__TASK DATA__:
- - -
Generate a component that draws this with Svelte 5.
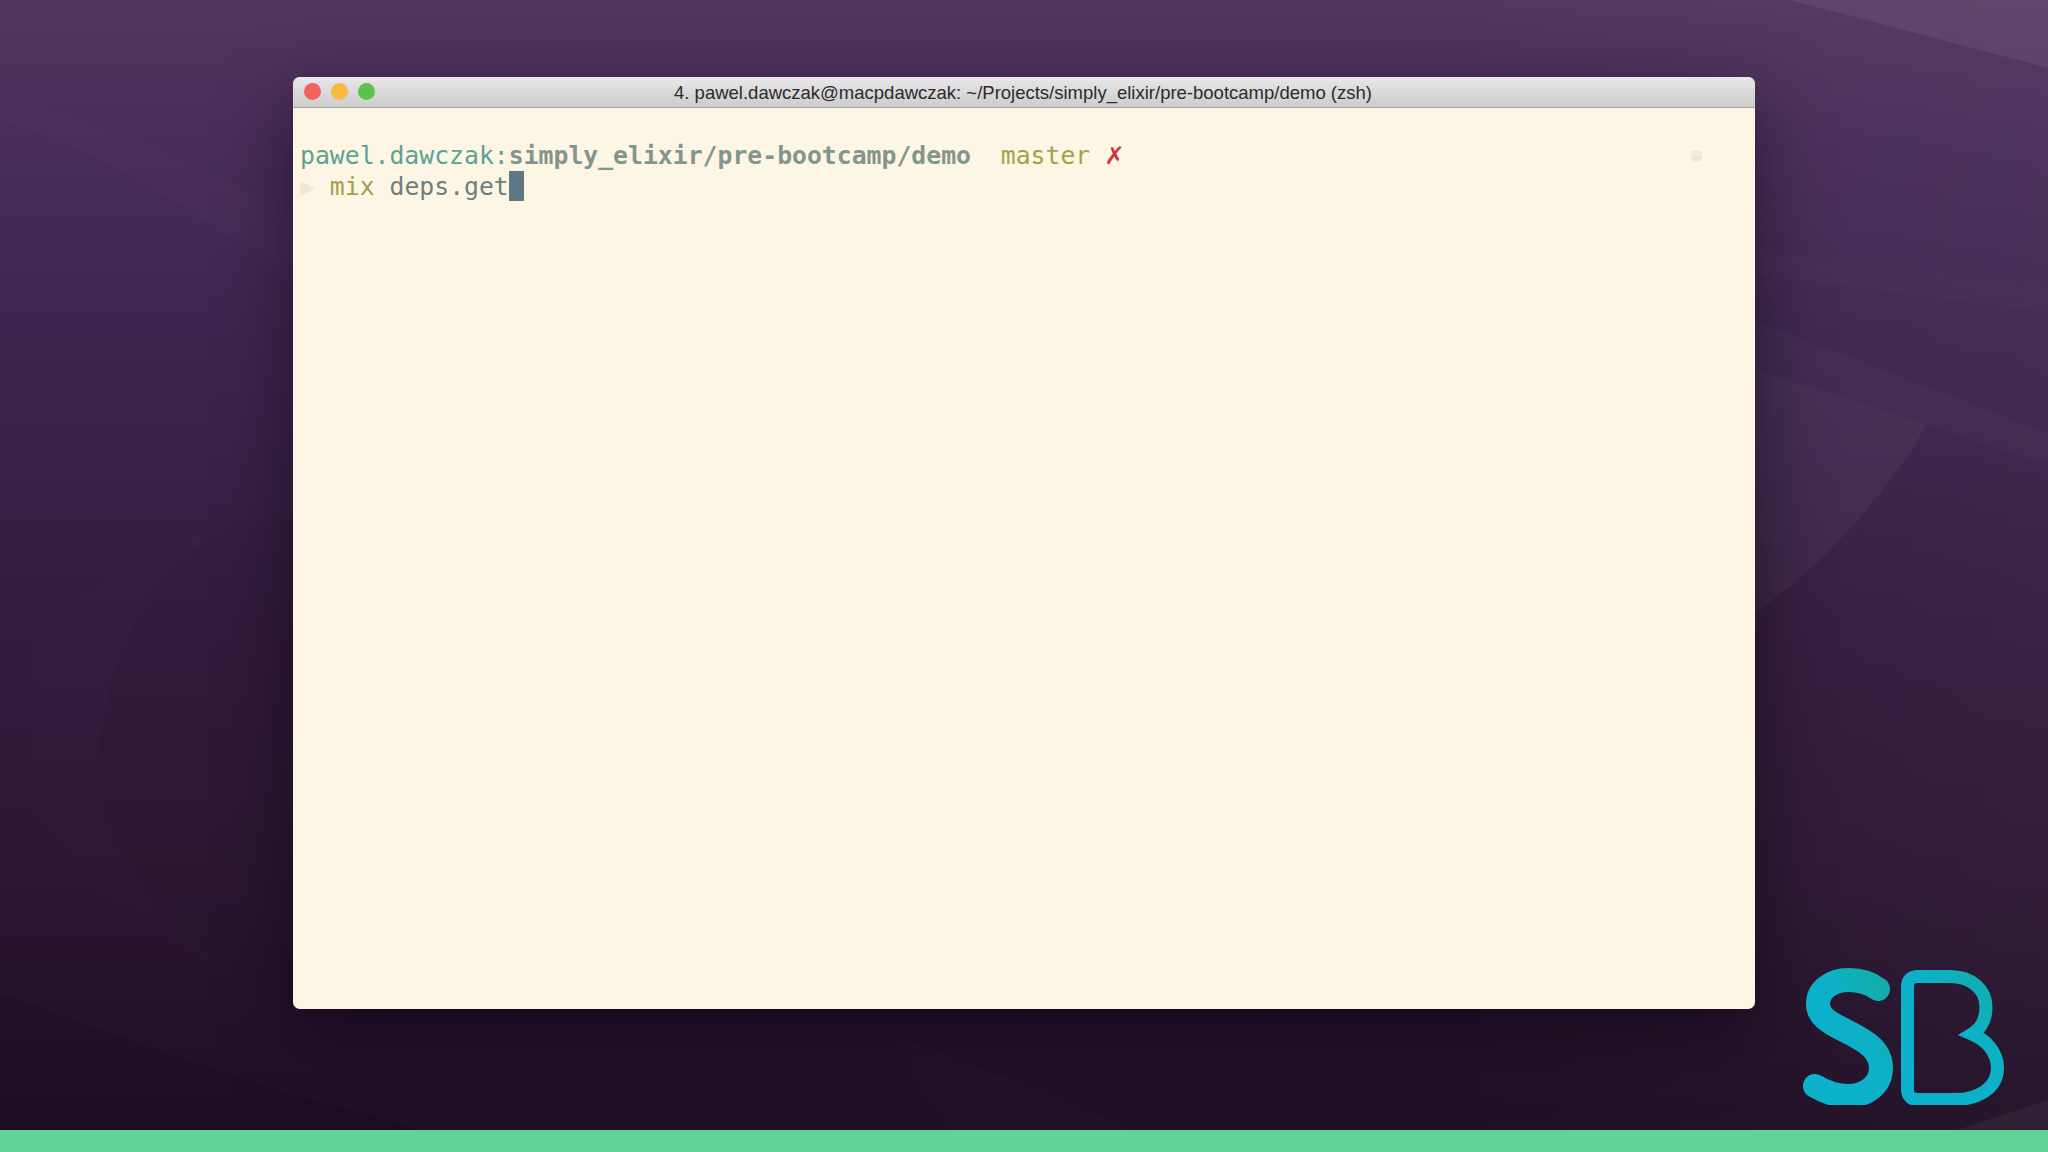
<script lang="ts">
  const title = "4. pawel.dawczak@macpdawczak: ~/Projects/simply_elixir/pre-bootcamp/demo (zsh)";
  const gap = "  ";
</script>

<div class="screen">
  <div class="stage">
    <svg class="wallpaper" viewBox="0 0 2048 1130" preserveAspectRatio="none" aria-hidden="true">
      <path d="M1790 0 L2048 68 V0 Z" fill="#fff" opacity="0.06" />
      <path d="M1755 250 L2048 285 V312 L1755 275 Z" fill="#fff" opacity="0.012" />
      <path d="M1755 321 L2048 433 V464 L1755 370 Z" fill="#fff" opacity="0.02" />
      <path d="M1755 370 L1927 424 C1890 490 1820 570 1755 612 Z" fill="#fff" opacity="0.04" />
      <path d="M0 96 C100 120 200 165 293 213 V280 C200 215 100 150 0 120 Z" fill="#fff" opacity="0.012" />
      <path d="M233 522 C170 545 90 590 33 618 V800 C60 880 180 950 293 1007 V522 Z" fill="#fff" opacity="0.008" />
      <path d="M233 522 C170 560 110 620 97 765 C100 860 180 950 293 1007 V522 Z" fill="#000" opacity="0.04" />
      <path d="M0 993 C100 1030 200 1065 293 1095 L420 1130 H0 Z" fill="#000" opacity="0.08" />
      <path d="M888 1032 C960 1060 1050 1095 1136 1130 H950 C925 1095 905 1060 888 1032 Z" fill="#fff" opacity="0.012" />
      <path d="M1957 1130 L2048 1100 V1130 Z" fill="#fff" opacity="0.05" />
    </svg>

    <section class="window">
      <header class="titlebar">
        <div class="lights">
          <span class="light red"></span>
          <span class="light yellow"></span>
          <span class="light green"></span>
        </div>
        <span class="title">{title}</span>
      </header>

      <div class="terminal">
        <svg class="rprompt" viewBox="0 0 14 14" aria-hidden="true">
          <path d="M2 5 C2 1 12 1 12 5 L12 9 C12 14 2 14 2 9 Z" fill="#efe7d6" />
          <path d="M2.5 5.5 H11.5" stroke="#fbf3e1" stroke-width="1.2" />
        </svg>
        <div class="line"><span class="user">pawel.dawczak:</span><span class="path">simply_elixir/pre-bootcamp/demo</span>{gap}<span class="branch">master</span>{" "}<span class="dirty">✗</span></div>
        <div class="line second"><span class="arrow">▶</span>{" "}<span class="cmd">mix</span>{" "}<span class="arg">deps.get</span><span class="cursor"></span></div>
      </div>
    </section>

    <svg class="logo" viewBox="0 0 210 145" aria-label="SB logo">
      <defs>
        <linearGradient id="sb" x1="0" y1="1" x2="1" y2="0">
          <stop offset="0" stop-color="#0cb1cc" />
          <stop offset="0.6" stop-color="#0cb1c8" />
          <stop offset="1" stop-color="#13ada9" />
        </linearGradient>
      </defs>
      <path
        d="M78 29 C70 23 60 20 49 20 C31 20 18 30 18 44 C18 56 28 62 44 70 C64 80 81 89 81 108 C81 125 66 136 48 136 C36 136 25 132 15 126"
        fill="none"
        stroke="url(#sb)"
        stroke-width="24"
        stroke-linecap="round"
      />
      <path
        d="M118 16.5 H150 C172 16.5 186 30 186 47 C186 58 182 68 172 74 C186 80 197.5 92 197.5 108 C197.5 128 178 139.5 155 139.5 H118 Q107.5 139.5 107.5 129 V27 Q107.5 16.5 118 16.5 Z"
        fill="none"
        stroke="url(#sb)"
        stroke-width="13"
        stroke-linejoin="miter"
        stroke-miterlimit="12"
      />
    </svg>
  </div>
  <div class="progress"></div>
</div>

<style>
  :global(body) {
    margin: 0;
    background: #1e0d22;
  }

  .screen {
    display: flex;
    flex-direction: column;
    width: 2048px;
    height: 1152px;
    overflow: hidden;
  }

  .stage {
    position: relative;
    flex: 1;
    padding: 77px 0 0 293px;
    background:
      linear-gradient(90deg, rgba(255, 255, 255, 0) 70%, rgba(255, 255, 255, 0.03) 100%),
      linear-gradient(180deg, #54355f 0%, #4a2d5a 12%, #3f2650 28%, #331b3e 55%, #2b1633 78%, #1f0e24 100%);
  }

  .wallpaper {
    position: absolute;
    inset: 0;
    width: 100%;
    height: 100%;
  }

  .window {
    position: relative;
    display: flex;
    flex-direction: column;
    width: 1462px;
    height: 932px;
    border-radius: 7px;
    overflow: hidden;
    background: #fef6e5;
    box-shadow: 0 24px 70px rgba(8, 2, 12, 0.5);
  }

  .titlebar {
    position: relative;
    display: flex;
    align-items: center;
    justify-content: center;
    height: 30px;
    background: linear-gradient(180deg, #e9e7e9 0%, #d8d7d8 60%, #cdcdcd 100%);
    border-bottom: 1px solid #a9a79e;
  }

  .lights {
    position: absolute;
    left: 11px;
    top: 6px;
    display: flex;
    gap: 10px;
  }

  .light {
    width: 17px;
    height: 17px;
    border-radius: 50%;
  }

  .red {
    background: #f1625c;
  }

  .yellow {
    background: #f7bb44;
  }

  .green {
    background: #5cc24f;
  }

  .title {
    margin: 2px 2px 0 0;
    font-family: "Liberation Sans", Arial, sans-serif;
    font-size: 18.5px;
    color: #2c2a2c;
    white-space: pre;
  }

  .terminal {
    position: relative;
    flex: 1;
    padding: 33px 0 0 7px;
    font-family: "DejaVu Sans Mono", monospace;
    font-size: 24.78px;
    line-height: 30px;
    color: #6f7f80;
  }

  .line {
    height: 30px;
    white-space: pre;
  }

  .second {
    line-height: 32px;
  }

  .user {
    color: #5aa396;
  }

  .path {
    font-weight: 700;
    color: #84958f;
  }

  .branch,
  .cmd {
    color: #a0a24f;
  }

  .dirty {
    font-weight: 700;
    font-size: 30px;
    line-height: 0;
    color: #cc3a41;
  }

  .arrow {
    color: #efe8d6;
  }

  .arg {
    color: #6f7f80;
  }

  .cursor {
    display: inline-block;
    width: 15px;
    height: 30px;
    vertical-align: top;
    background: #5f7885;
  }

  .rprompt {
    position: absolute;
    left: 1396px;
    top: 40px;
    width: 15px;
    height: 15px;
  }

  .logo {
    position: absolute;
    left: 1800px;
    top: 960px;
    width: 210px;
    height: 145px;
  }

  .progress {
    height: 22px;
    background: #63d297;
  }
</style>
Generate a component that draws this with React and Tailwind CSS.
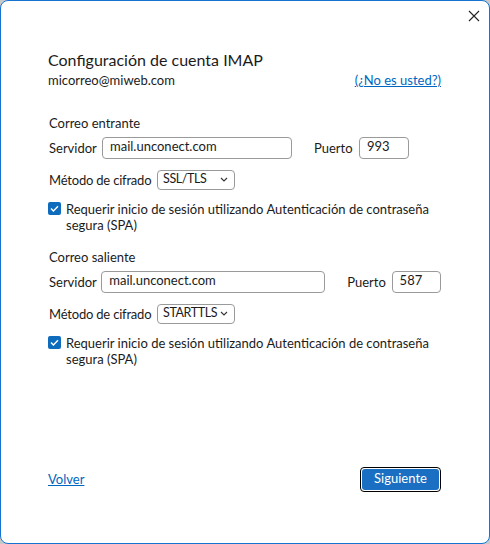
import React from "react";

const F = { fontFamily: 'Lato, "Noto Sans", sans-serif' };

function Chevron() {
  return (
    <svg width="8" height="5" viewBox="0 0 8 5" className="block shrink-0">
      <path d="M1 1 L4 4 L7 1" fill="none" stroke="#333" strokeWidth="1.1" />
    </svg>
  );
}

function Check() {
  return (
    <div className="w-[13px] h-[13px] rounded-[2px] bg-[#0f6cbd] flex items-center justify-center shrink-0 mt-[1px]">
      <svg width="9" height="7" viewBox="0 0 9 7">
        <path d="M1 3.6 L3.4 6 L8 1.2" fill="none" stroke="white" strokeWidth="1.4" />
      </svg>
    </div>
  );
}

function Section({ title, serverW, gapPort, port, method, top }) {
  return (
    <div className={top}>
      <div className="h-[20px] flex items-center pl-[1px]">{title}</div>
      <div className="flex items-center mt-[3px] h-[22px]">
        <div className="w-[54px] pl-[1px] pt-[2px]">Servidor</div>
        <div
          className="h-[22px] border border-[#9a9a9a] rounded-[4px] flex items-center pl-[7px] pb-[2px] shrink-0"
          style={{ width: serverW }}
        >
          mail.unconect.com
        </div>
        <div className="shrink-0" style={{ width: gapPort }} />
        <div className="w-[45px] pt-[2px]">Puerto</div>
        <div className="w-[50px] h-[22px] border border-[#9a9a9a] rounded-[4px] flex items-center pl-[7px] pb-[2px]">
          {port}
        </div>
      </div>
      <div className="flex items-center h-[20px] mt-[11px]">
        <div className="w-[109px] pl-[1px] whitespace-nowrap pt-[2px] tracking-[-0.2px]">Método de cifrado</div>
        <div className="w-[78px] h-[20px] border border-[#9a9a9a] rounded-[4px] flex items-center justify-between pl-[5px] pr-[6px] pb-[1px] text-[12.5px] tracking-[-0.4px]">
          <span className="whitespace-nowrap">{method}</span>
          <Chevron />
        </div>
      </div>
      <div className="flex mt-[11px] gap-[5px]">
        <Check />
        <div className="leading-[16px]">
          Requerir inicio de sesión utilizando Autenticación de contraseña
          <br />
          segura (SPA)
        </div>
      </div>
    </div>
  );
}

export default function App() {
  return (
    <div className="w-[490px] h-[544px] bg-[#c9c9c9]" style={F}>
      <div className="w-full h-full bg-white border border-[#1674d1] rounded-[8px] flex flex-col text-[#1b1b1b] text-[13px]">
        <div className="flex justify-end pt-[9px] pr-[9px] h-[30px]">
          <svg width="12" height="12" viewBox="0 0 12 12">
            <path d="M1 1 L11 11 M11 1 L1 11" stroke="#222" strokeWidth="1.1" />
          </svg>
        </div>
        <div className="pl-[47px] pr-[48px]">
          <div className="h-[22px] mt-[18px] flex items-center text-[16px]">
            Configuración de cuenta IMAP
          </div>
          <div className="h-[20px] flex items-center justify-between">
            <span>micorreo@miweb.com</span>
            <a className="text-[#0067c0] underline">(¿No es usted?)</a>
          </div>
          <Section
            top="mt-[23px]"
            title="Correo entrante"
            serverW={190}
            gapPort={22}
            port="993"
            method="SSL/TLS"
          />
          <Section
            top="mt-[15px]"
            title="Correo saliente"
            serverW={224}
            gapPort={22}
            port="587"
            method="STARTTLS"
          />
        </div>
        <div className="flex-1" />
        <div className="pl-[47px] pr-[48px] flex items-center justify-between mb-[51px]">
          <a className="text-[#0067c0] underline">Volver</a>
          <button className="border border-black rounded-[4px] p-[1px] bg-white">
            <span className="block w-[77px] h-[21px] bg-[#1a6fc2] rounded-[3px] text-white flex items-center justify-center pb-[1px]">
              Siguiente
            </span>
          </button>
        </div>
      </div>
    </div>
  );
}
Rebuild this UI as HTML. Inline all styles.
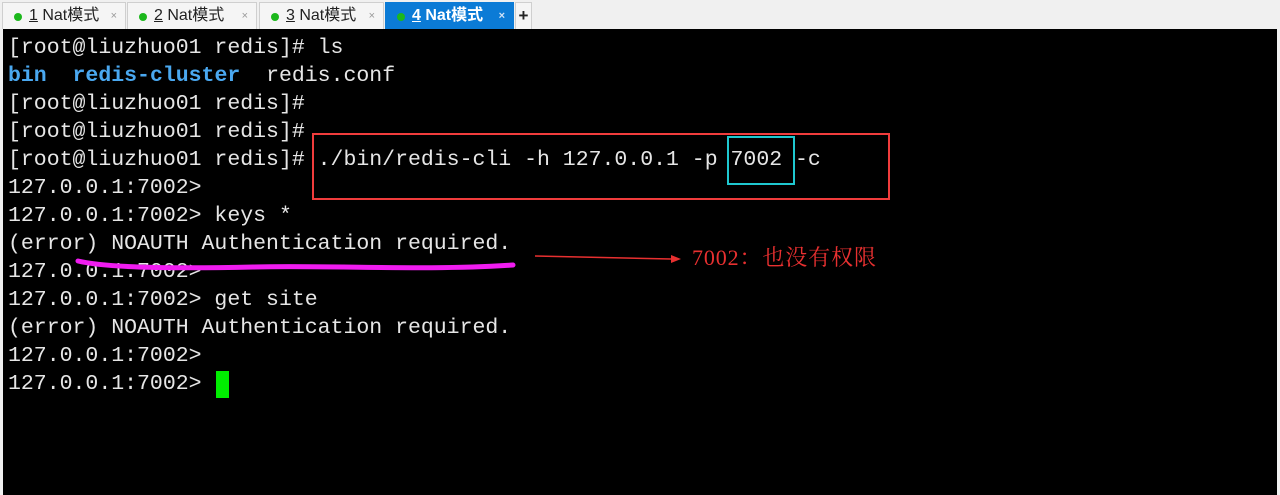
<!DOCTYPE html>
<html><head><meta charset="utf-8"><style>
body{margin:0;width:1280px;height:495px;overflow:hidden;background:#f0f0f0;font-family:"Liberation Sans","Noto Sans CJK SC",sans-serif;}
.tabs{position:absolute;top:0;left:0;width:1280px;height:29px;background:#f0f0f0;}
.tab{position:absolute;top:2px;height:27px;background:#f5f5f5;border:1px solid #cfcfcf;border-bottom:none;box-sizing:border-box;font-size:16px;color:#222;line-height:26px;}
.tab .dot{position:absolute;left:11px;top:10px;width:8px;height:8px;border-radius:50%;background:#1cb81c;}
.tab .t{position:absolute;left:26px;}
.tab .x{position:absolute;right:8px;font-size:11px;color:#999;}
.act{background:#0b7bd6;color:#fff;font-weight:bold;border-color:#0b7bd6;}
.act .x{color:#cfe3f7}
.term{position:absolute;top:29px;left:3px;width:1274px;height:466px;background:#000;}
pre{margin:0;position:absolute;left:5px;top:5px;font-family:"Liberation Mono",monospace;font-size:21.5px;line-height:28px;color:#e6e6e6;}
.b{color:#4aa8f0;font-weight:bold}
</style></head><body>
<div class="tabs">
<div class="tab" style="left:2px;width:124px"><span class="dot"></span><span class="t"><u>1</u> Nat模式</span><span class="x">×</span></div>
<div class="tab" style="left:127px;width:130px"><span class="dot"></span><span class="t"><u>2</u> Nat模式</span><span class="x">×</span></div>
<div class="tab" style="left:259px;width:125px"><span class="dot"></span><span class="t"><u>3</u> Nat模式</span><span class="x">×</span></div>
<div class="tab act" style="left:385px;width:129px"><span class="dot"></span><span class="t"><u>4</u> Nat模式</span><span class="x">×</span></div>
<div class="tab" style="left:515px;width:17px;text-align:center;font-weight:bold;font-size:17px">+</div>
</div>
<div class="term">
<pre>[root@liuzhuo01 redis]# ls
<span class="b">bin</span>  <span class="b">redis-cluster</span>  redis.conf
[root@liuzhuo01 redis]#
[root@liuzhuo01 redis]#
[root@liuzhuo01 redis]# ./bin/redis-cli -h 127.0.0.1 -p 7002 -c
127.0.0.1:7002&gt;
127.0.0.1:7002&gt; keys *
(error) NOAUTH Authentication required.
127.0.0.1:7002&gt;
127.0.0.1:7002&gt; get site
(error) NOAUTH Authentication required.
127.0.0.1:7002&gt;
127.0.0.1:7002&gt; </pre>
<div style="position:absolute;left:213px;top:342px;width:13px;height:27px;background:#00ee00"></div>
<div style="position:absolute;left:309px;top:104px;width:574px;height:63px;border:2px solid #f03c3c"></div>
<div style="position:absolute;left:724px;top:107px;width:64px;height:45px;border:2px solid #1fc8d0"></div>
<svg style="position:absolute;left:0;top:0" width="1274" height="466">
<path d="M75 232 C100 238,160 240,250 238 C330 236,420 242,510 236" stroke="#f01cf0" stroke-width="5" fill="none" stroke-linecap="round"/>
<path d="M532 227 L668 230" stroke="#e83030" stroke-width="1.5"/>
<path d="M668 226 L678 230 L668 234 Z" fill="#e83030"/>
<text x="689" y="236" font-family="Liberation Serif,'Noto Serif CJK SC',serif" font-size="22" fill="#e83030" textLength="184">7002：也没有权限</text>
</svg>
</div>
</body></html>
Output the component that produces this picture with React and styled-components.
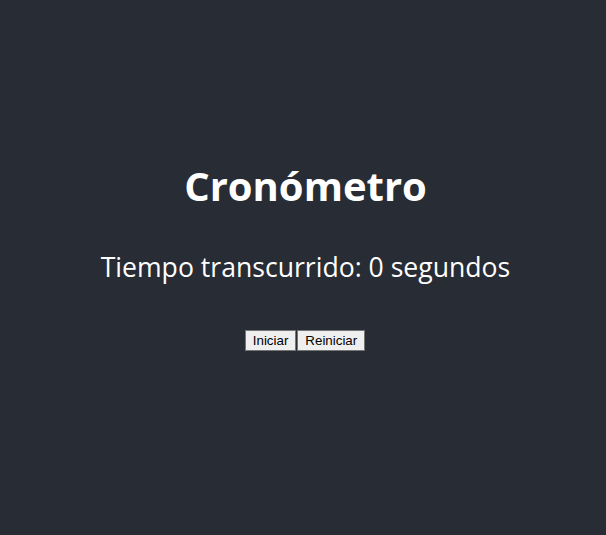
import React, { useState, useEffect } from 'react';
import styled, { createGlobalStyle } from 'styled-components';

const GlobalStyle = createGlobalStyle`
  body {
    margin: 0;
    font-family: "Open Sans", "Noto Sans", sans-serif;
  }
`;

const Header = styled.div`
  background-color: #282c34;
  min-height: 100vh;
  padding-left: 5px;
  box-sizing: border-box;
  display: flex;
  flex-direction: column;
  align-items: center;
  justify-content: center;
  color: white;
  font-size: calc(10px + 2vmin);
`;

const Title = styled.h1`
  font-size: 40px;
  font-weight: 700;
  margin: 0 0 36px;
`;

const Elapsed = styled.h2`
  font-size: 26.6px;
  font-weight: 400;
  margin: 0 0 45px;
`;

const Controls = styled.div`
  display: flex;
  margin-bottom: 26px;
`;

const Button = styled.button`
  font-family: "Liberation Sans", Arial, sans-serif;
  font-size: 13.33px;
  color: #000;
  background: #efefef;
  border: 1px solid #767676;
  border-radius: 0;
  padding: 2px 7px;
  margin: 0 1px 0 0;
`;

export default function App() {
  const [seconds, setSeconds] = useState(0);
  const [running, setRunning] = useState(false);

  useEffect(() => {
    if (!running) return;
    const id = setInterval(() => setSeconds((s) => s + 1), 1000);
    return () => clearInterval(id);
  }, [running]);

  return (
    <>
      <GlobalStyle />
      <Header>
        <Title>Cronómetro</Title>
        <Elapsed>Tiempo transcurrido: {seconds} segundos</Elapsed>
        <Controls>
          <Button onClick={() => setRunning(true)}>Iniciar</Button>
          <Button onClick={() => { setRunning(false); setSeconds(0); }}>Reiniciar</Button>
        </Controls>
      </Header>
    </>
  );
}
- - -
__PROBLEM TO SOLVE__: In the records above, how many lines contain the word "that"? Give the number alone.

__CORRECT RESPONSE__: 3